Aditazz startup founder Deepak Aatresh (standing) opened an office in India two months ago.
Aditazz startup founder Deepak Aatresh (standing) opened an office in India two months ago. (Beth Willon/KQED)

He believes Indian expatriates are uniquely positioned to do business in their native country.

“We know how to navigate through the opportunities because we know the people, we know the lay of the land, we know the language, if we need to speak it,” said Aatresh. “In the end, it’s home.”

But because he grew up there, Aatresh knows doing business in India won’t be easy — with its difficult infrastructure, transportation, tax codes and court system.

“We feel it’s a bureaucratic mess,” said Aatresh. “If we ever get into any trouble, we’re going to have a lot of challenges.”

Vivek Wadhwa, a fellow at Stanford Law School who has studied Indian-American entrepreneurs who have returned to their native  country, agrees.

“India is a very difficult place to work because of corruption, bureaucracy, pollution, noise, you name it,” said Wadhwa. “But somehow Indian entrepreneurs have been able to rise above it.”

Ashok, the consul general, said innovative thinking is still not encouraged in many parts of India, as it is in Silicon Valley.

“Successful entrepreneurs have learned from failure,” said Ashok. “In many ways that’s the opposite of what we see in India, because there we have a rather traditional mindset where we’re told, ‘Don’t think outside the box, don’t get out of the system, don’t do something disruptive.’ Here disruptive technology is the keyword.”

While startup failures  may be accepted in Silicon Valley, that’s still not an option for entrepreneurs  in India, Ashok said.

“You fail in India, you’re seen as a failure and people say, ‘This guy is useless,’ ” said Ashok. “In Silicon Valley, on the other hand, they encourage you to pick yourself up and do better, learn from your mistakes, and rise on to your success.”

Modi is hoping to tap into that mindset this weekend — and court potential investors — when he’s due to visit Facebook in Menlo Park, Mountain View-based Google and Tesla in Fremont.
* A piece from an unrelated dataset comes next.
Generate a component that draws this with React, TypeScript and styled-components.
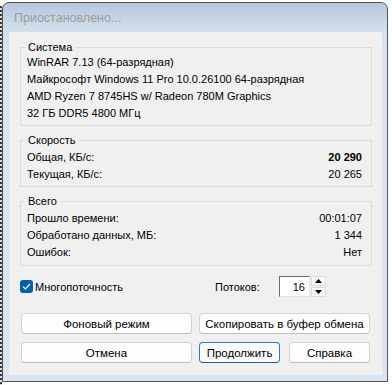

He will also have dinners and lunches with Indian-American startup founders and community leaders.

Modi’s trip to Silicon Valley will not be without controversy. A variety of groups want to use the prime minister’s visit to highlight concerns about his politics.

More than 100 professors signed an open letter protesting India’s recent crackdown on groups like Greenpeace. Others want Modi held accountable for his alleged complicity in anti-Muslim riots more than a decade ago. Protests are expected online and in person as he makes the rounds of the major tech campuses and speaks before 19,000 people at the SAP Center in San Jose on Sunday.

Aatresh will be at the SAP Center event and he may even get to meet Modi. He’s glad to hear the prime minister will tour Tesla, see all the battery-operated cars and meet CEO Elon Musk.

But it’s bittersweet. Could Aatresh’s father have given Musk a run for his money, had he been given the chance to develop his battery-operated car in India decades ago?

“If he’d gotten the kind of tax breaks that Elon Musk got and the kind of support from [the Department of Energy], it would have been a great product by now,” said Aatresh. “I’m certain of it.”

California has the seventh-largest economy in the world, and immigrants have a long history in building that prosperity. Today one out of every three working people in California is an immigrant — a share that has grown in recent decades. Our state is shaped by these workers and entrepreneurs — 6 million people who’ve found a job in the Golden State. In our series “Immigrant Shift,” KQED and The California Report explore the impact they have, the challenges they face and the policies that affect them.